IE 7 does eliminate a great deal of legacy code that dates back to the IE 4 days, which is a welcome development. It would have been better to see IE 7 made less functional in some ways and separated from Windows itself. For example, Microsoft could eliminate ActiveX support or restrict what ActiveX and related technologies can do. Of course, breaking ActiveX poses a significant compatibility issue.

Beta Man's
Routine Disclaimer:
The software described here is incomplete and still under development; expect it to change before its final release -- and hope it changes for the better.

The solution is already out there in Windows 2003 Server, which features the default Internet Explorer Enhanced Configuration. This locked-down flavor of IE does little more than render HTML. If you want add-ons for IE, you have to install a discreet Windows component to do it. In a perfect world, ActiveX and other troublesome add-on technologies wouldn't work at all until you actually went into Windows Setup and installed them yourself.

IE 7 offers several new security features, but it's hardly a given that the situation will improve. There has already been a set of security updates for IE 7 beta 1 released for both Windows Vista and Windows XP computers. Security vulnerabilities in a beta product shouldn't be alarming (IE 7 is hardly what you'd consider "finished" at this point), but it may be a sign that the product's architecture and design still have fundamental security issues.

What's Missing?
The spate of new IE security enhancements should close the doors on many tried-and-true attacks. The question is, can the developers at Microsoft stay a step ahead of the bad guys and consistently anticipate what might happen next?

Ultimately, the greatest security weakness in IE 7 will be the people who use it.
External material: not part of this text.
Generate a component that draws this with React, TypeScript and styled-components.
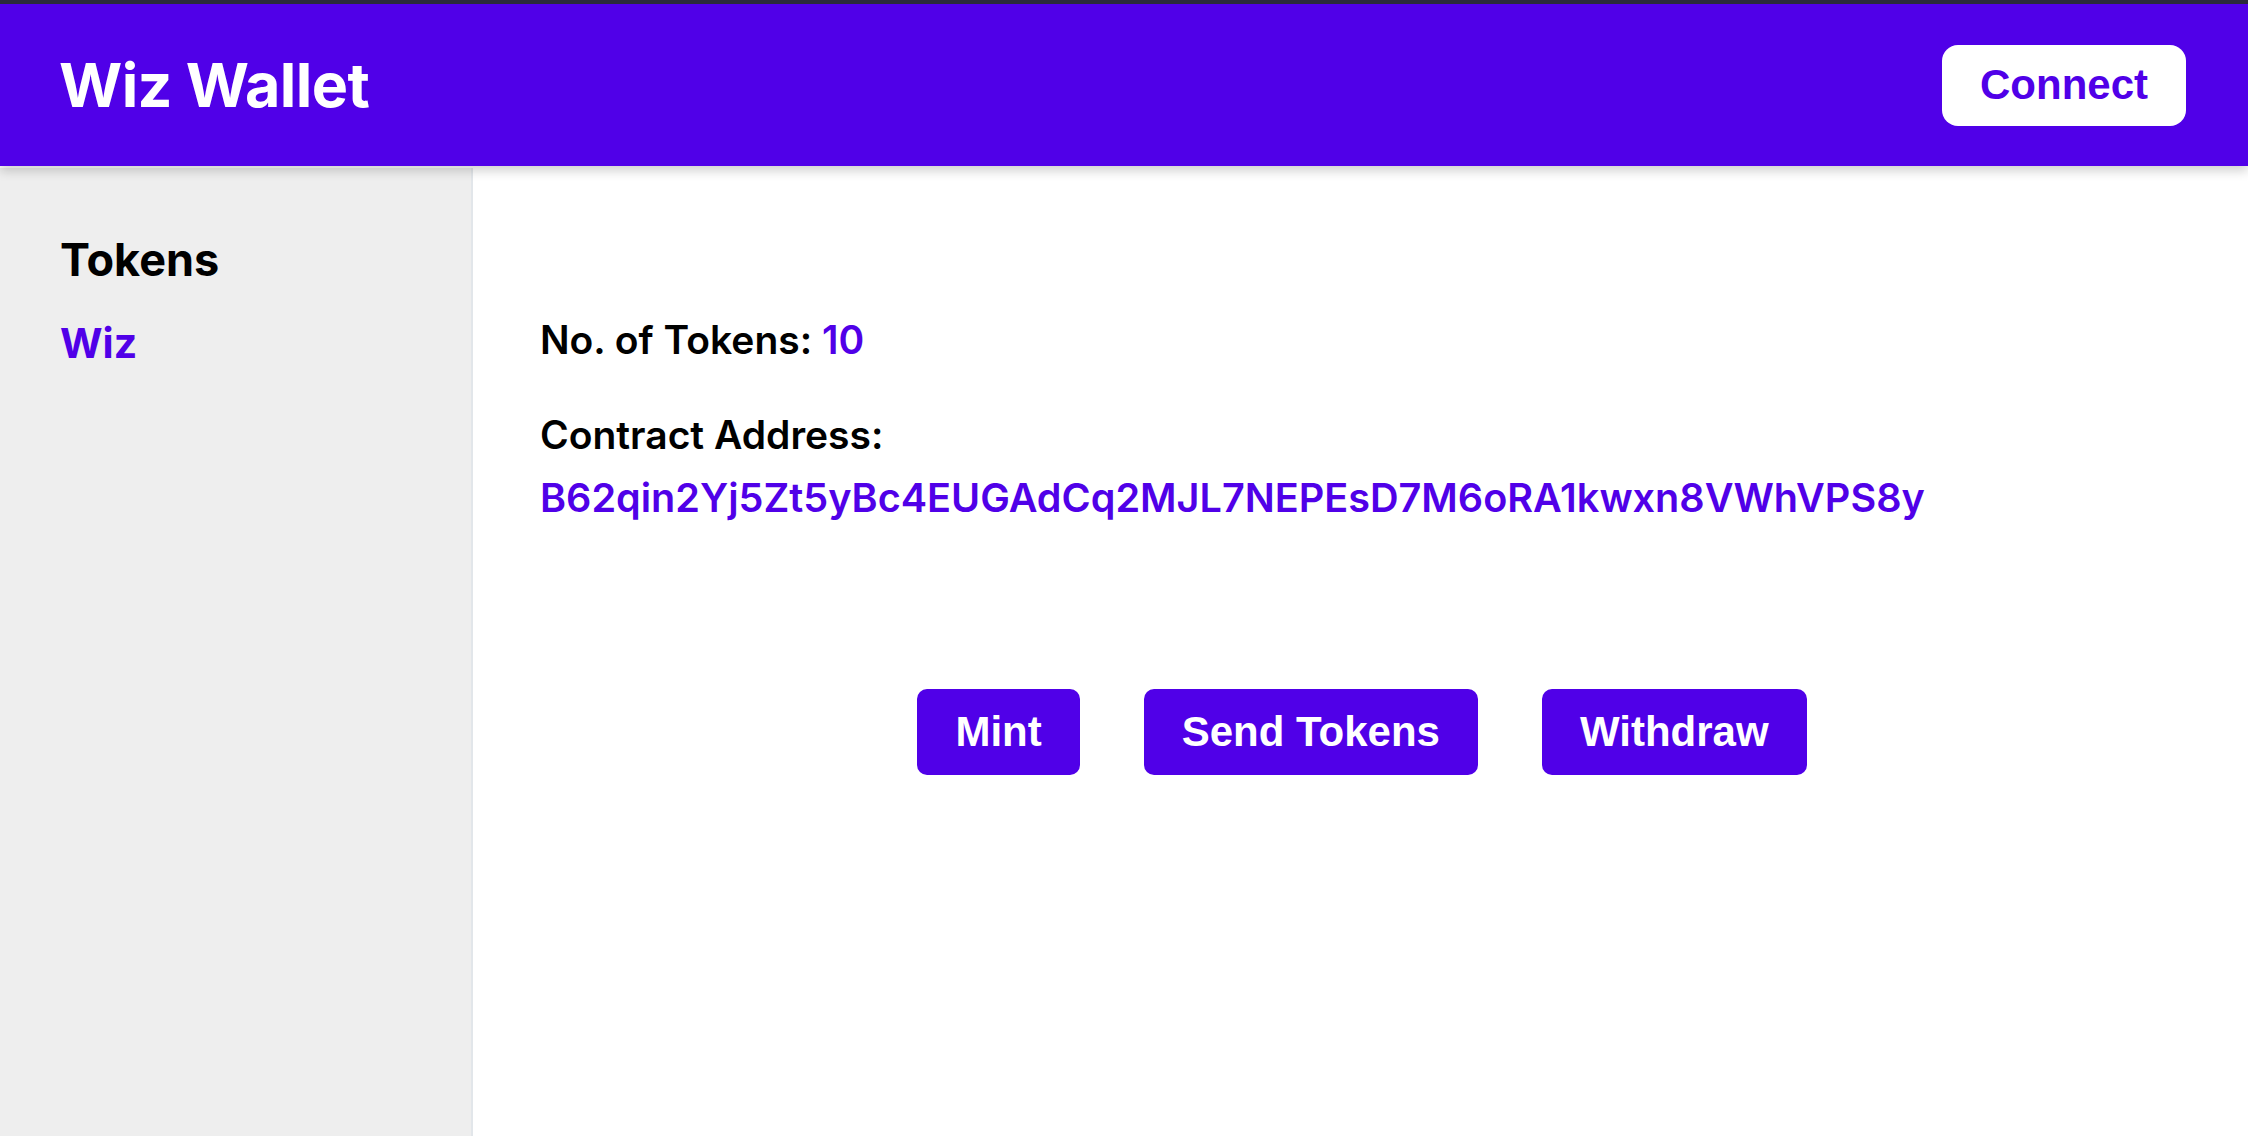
import styled, { createGlobalStyle } from "styled-components";

const GlobalStyle = createGlobalStyle`
  html, body {
    margin: 0;
    padding: 0;
    background: #ffffff;
  }

  #root {
    min-height: 100vh;
  }
`;

const purple = "#5000e8";

const Page = styled.div`
  display: flex;
  flex-direction: column;
  height: 100vh;
  border-top: 4px solid #2b2a3b;
  box-sizing: border-box;
  font-family: Inter, "Noto Sans", sans-serif;
  overflow: hidden;
`;

const Header = styled.header`
  position: relative;
  z-index: 2;
  display: flex;
  align-items: center;
  justify-content: space-between;
  height: 162px;
  flex-shrink: 0;
  padding: 0 62px 0 59px;
  background: ${purple};
  box-shadow: 0 5px 10px rgba(0, 0, 0, 0.18);
`;

const Title = styled.h1`
  margin: 0;
  color: #ffffff;
  font-size: 61px;
  font-weight: 700;
  line-height: 1;
  letter-spacing: -0.6px;
`;

const ConnectButton = styled.button`
  height: 81px;
  padding: 0 38px;
  border: none;
  border-radius: 16px;
  background: #ffffff;
  color: ${purple};
  font-family: "Liberation Sans", Arial, sans-serif;
  font-size: 42px;
  font-weight: 700;
  cursor: pointer;
`;

const Body = styled.div`
  display: flex;
  flex: 1;
  margin-top: 2px;
  min-height: 0;
`;

const Sidebar = styled.aside`
  width: 473px;
  flex-shrink: 0;
  padding: 64px 0 0 60px;
  box-sizing: border-box;
  background: #eeeeee;
  border-right: 2px solid #e2e6ea;
`;

const SidebarTitle = styled.h2`
  margin: 0;
  color: #000000;
  font-size: 45px;
  font-weight: 700;
  line-height: 56px;
`;

const TokenLink = styled.a`
  display: block;
  margin-top: 30px;
  color: ${purple};
  font-size: 41px;
  font-weight: 700;
  line-height: 50px;
  text-decoration: none;
  cursor: pointer;
`;

const Main = styled.main`
  flex: 1;
  display: flex;
  flex-direction: column;
  padding: 148px 0 0 67px;
`;

const InfoLine = styled.div<{ $gap?: number }>`
  margin-top: ${({ $gap }) => $gap ?? 0}px;
  color: #000000;
  font-size: 39px;
  font-weight: 600;
  line-height: 48px;
`;

const Value = styled.span`
  color: ${purple};
`;

const Address = styled.div`
  margin-top: 15px;
  color: ${purple};
  font-size: 39.6px;
  font-weight: 600;
  line-height: 48px;
`;

const Actions = styled.div`
  display: flex;
  justify-content: center;
  gap: 64px;
  margin-top: 167px;
  padding-right: 64px;
`;

const ActionButton = styled.button`
  height: 86px;
  padding: 0 38px;
  border: none;
  border-radius: 10px;
  background: ${purple};
  color: #ffffff;
  font-family: "Liberation Sans", Arial, sans-serif;
  font-size: 42px;
  font-weight: 700;
  cursor: pointer;
`;

const actions = ["Mint", "Send Tokens", "Withdraw"];

export default function App() {
  return (
    <>
      <GlobalStyle />
      <Page>
        <Header>
          <Title>Wiz Wallet</Title>
          <ConnectButton>Connect</ConnectButton>
        </Header>
        <Body>
          <Sidebar>
            <SidebarTitle>Tokens</SidebarTitle>
            <TokenLink>Wiz</TokenLink>
          </Sidebar>
          <Main>
            <InfoLine>
              No. of Tokens: <Value>10</Value>
            </InfoLine>
            <InfoLine $gap={47}>Contract Address:</InfoLine>
            <Address>B62qin2Yj5Zt5yBc4EUGAdCq2MJL7NEPEsD7M6oRA1kwxn8VWhVPS8y</Address>
            <Actions>
              {actions.map((label) => (
                <ActionButton key={label}>{label}</ActionButton>
              ))}
            </Actions>
          </Main>
        </Body>
      </Page>
    </>
  );
}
Most attacks nowadays -- phishing being the best example -- exploit social weaknesses more than technological deficiencies. Features like the IE Phishing Filter are probably just the first volley in the war over social attacks. Even if IE 7 -- and every other browser on the planet -- were 100 percent secure from a code perspective, they would still be vulnerable to those who seek to exploit other people's ignorance.